The failed measure would have raised property taxes by 8 mills to help fund a 10-year, $350 million school expansion plan for Baldwin County. Two of three separate tax renewal measures on the same ballot also failed countywide, though Fairhope voters themselves approved all three renewals within city limits. It was the new 8-mill increase that sank the overall effort, with more than 700 voters who backed the renewals switching their stance against the additional tax.
Councilwoman Diana Brewer, the city council’s liaison to the Education Advisory Committee, said the panel met the day after the vote to start unpacking what happened. “The question was: what were people voting against?” Brewer said, noting that the reasons likely varied widely among voters. The upcoming forum is meant to move past that question and toward a longer-term conversation about what residents want from Fairhope’s schools.
Plans call for dividing forum participants into five groups: city residents with children, people who live outside the city limits but use its schools, retirees, community leaders and educators. Each group would be asked to articulate its own vision for local education, according to Brewer. Details, including the exact time and location, are expected to be finalized at the committee’s meeting on April 15 at the Fairhope Public Library board room, with a full briefing to follow at the city council’s April 27 work session. Organizers have discussed holding the forum at 6 p.m. on May 12 at the Fairhope United Methodist Church’s Christian Life Center on Morphy Avenue.
Local economist Semoon Chang, director of the Gulf Coast Center for Impact Studies, is expected to speak at the event about the economic stakes tied to public education funding in Baldwin County.
The forum builds on a track record of city investment in schools. Since 2012, when four new council members took office, Fairhope’s council has approved more than $1 million for the five-school feeder pattern that includes Fairhope High, Fairhope Middle, Fairhope Intermediate, Fairhope Elementary and J. Larry Newton Elementary. Just before the referendum, the council unanimously backed renewing 7 mills of existing property tax alongside the since-rejected 8-mill increase.

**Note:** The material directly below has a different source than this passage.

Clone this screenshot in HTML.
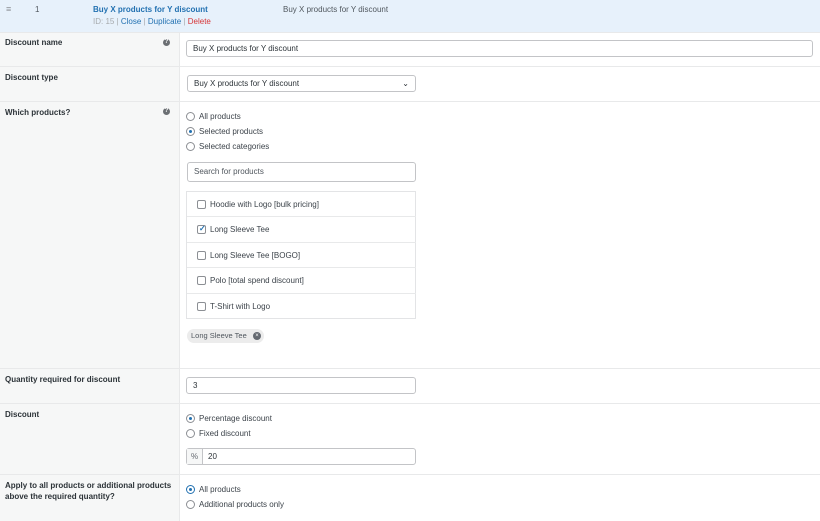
<!DOCTYPE html>
<html><head><meta charset="utf-8"><style>
*{box-sizing:border-box;margin:0;padding:0}
body{width:820px;height:521px;overflow:hidden;background:#fff;font-family:"Liberation Sans",sans-serif;font-size:8px;color:#3c434a;position:relative}
.a{position:absolute}
.hdr{left:0;top:0;width:820px;height:32px;background:#e7f1fb}
.left{left:0;top:32px;width:180px;height:489px;background:#f6f7f7;border-right:1px solid #e8e9ea}
.hl{left:0;width:820px;height:1px;background:#e8e9ea}
.lab{left:5px;font-weight:bold;color:#2c3338;font-size:8px;line-height:11px}
.help{width:7px;height:7px;border-radius:50%;background:#6b6f73;color:#fff;font-size:6px;line-height:7px;text-align:center;font-weight:bold;left:163px}
.inp{background:#fff;border:1px solid #c3c4c7;border-radius:3px;height:17px;padding-left:6px;line-height:15px;color:#2c3338}
.rad{width:9px;height:9px;border-radius:50%;border:1px solid #8c8f94;background:#fff}
.rad.on::after{content:"";position:absolute;left:2px;top:2px;width:3px;height:3px;border-radius:50%;background:#2271b1}
.rt{color:#3c434a}
.cb{width:9px;height:9px;border:1px solid #8c8f94;border-radius:2px;background:#fff;left:197px}
.li{left:187px;width:229px;height:1px;background:#e8e9ea}
</style></head><body>
<div class="a hdr"></div>
<div class="a" style="left:6px;top:4px;color:#8c8f94;font-size:9px">≡</div>
<div class="a" style="left:35px;top:5px;color:#50575e">1</div>
<div class="a" style="left:93px;top:5px;color:#2271b1;font-weight:bold">Buy X products for Y discount</div>
<div class="a" style="left:93px;top:17px;color:#a7aaad">ID: 15 | <span style="color:#2271b1">Close</span> | <span style="color:#2271b1">Duplicate</span> | <span style="color:#d63638">Delete</span></div>
<div class="a" style="left:283px;top:5px;color:#50575e">Buy X products for Y discount</div>

<div class="a left"></div>
<div class="a hl" style="top:32px"></div>
<div class="a hl" style="top:66px"></div>
<div class="a hl" style="top:101px"></div>
<div class="a hl" style="top:368px"></div>
<div class="a hl" style="top:403px"></div>
<div class="a hl" style="top:474px"></div>

<div class="a lab" style="top:37px">Discount name</div>
<div class="a help" style="top:39px">?</div>
<div class="a inp" style="left:186px;top:40px;width:627px">Buy X products for Y discount</div>

<div class="a lab" style="top:72px">Discount type</div>
<div class="a inp" style="left:187px;top:75px;width:229px">Buy X products for Y discount<span style="position:absolute;right:6px;top:0;font-size:8px">⌄</span></div>

<div class="a lab" style="top:107px">Which products?</div>
<div class="a help" style="top:108px">?</div>
<div class="a rad" style="left:186px;top:112px"></div><div class="a rt" style="left:199px;top:112px">All products</div>
<div class="a rad on" style="left:186px;top:127px"></div><div class="a rt" style="left:199px;top:127px">Selected products</div>
<div class="a rad" style="left:186px;top:142px"></div><div class="a rt" style="left:199px;top:142px">Selected categories</div>
<div class="a inp" style="left:187px;top:162px;width:229px;height:20px;line-height:18px;color:#50575e">Search for products</div>

<div class="a" style="left:186px;top:191px;width:230px;height:128px;border:1px solid #e3e4e6"></div>
<div class="a li" style="top:216px"></div>
<div class="a li" style="top:242px"></div>
<div class="a li" style="top:267px"></div>
<div class="a li" style="top:293px"></div>
<div class="a cb" style="top:200px"></div><div class="a rt" style="left:210px;top:200px">Hoodie with Logo [bulk pricing]</div>
<div class="a cb" style="top:225px"><span style="position:absolute;left:1px;top:-2px;color:#2271b1;font-size:8px;font-weight:bold">✓</span></div><div class="a rt" style="left:210px;top:225px">Long Sleeve Tee</div>
<div class="a cb" style="top:251px"></div><div class="a rt" style="left:210px;top:251px">Long Sleeve Tee [BOGO]</div>
<div class="a cb" style="top:276px"></div><div class="a rt" style="left:210px;top:276px">Polo [total spend discount]</div>
<div class="a cb" style="top:302px"></div><div class="a rt" style="left:210px;top:302px">T-Shirt with Logo</div>
<div class="a" style="left:187px;top:329px;width:77px;height:14px;border-radius:7px;background:#ececec;padding-left:4px;line-height:14px;color:#50575e;font-size:7.5px">Long Sleeve Tee<span style="position:absolute;left:66px;top:3px;width:8px;height:8px;border-radius:50%;background:#646970;color:#fff;font-size:6px;line-height:8px;text-align:center">×</span></div>

<div class="a lab" style="top:374px">Quantity required for discount</div>
<div class="a inp" style="left:186px;top:377px;width:230px">3</div>

<div class="a lab" style="top:409px">Discount</div>
<div class="a rad on" style="left:186px;top:414px"></div><div class="a rt" style="left:199px;top:414px">Percentage discount</div>
<div class="a rad" style="left:186px;top:429px"></div><div class="a rt" style="left:199px;top:429px">Fixed discount</div>
<div class="a inp" style="left:186px;top:448px;width:230px;padding-left:0"><span style="display:inline-block;width:16px;border-right:1px solid #c3c4c7;text-align:center;color:#646970;background:#f6f7f7">%</span><span style="padding-left:5px">20</span></div>

<div class="a lab" style="top:480px">Apply to all products or additional products<br>above the required quantity?</div>
<div class="a rad on" style="left:186px;top:485px;border-color:#2271b1"></div><div class="a rt" style="left:199px;top:485px">All products</div>
<div class="a rad" style="left:186px;top:500px"></div><div class="a rt" style="left:199px;top:500px">Additional products only</div>
</body></html>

Mayor Tim Kant said he believes residents broadly value education but were unsettled by the specifics of the county school board’s capital plan, which included reopening a K-1 center downtown that had closed in 2011 and adding 20 classrooms to Fairhope High. “I think some of the choices they had were confusing,” Kant said, adding that officials now have to work with the outcome voters delivered. Turnout for the March 31 referendum was about 38 percent of registered voters, with just over 4,000 of roughly 10,500 eligible voters casting ballots at the Fairhope Civic Center.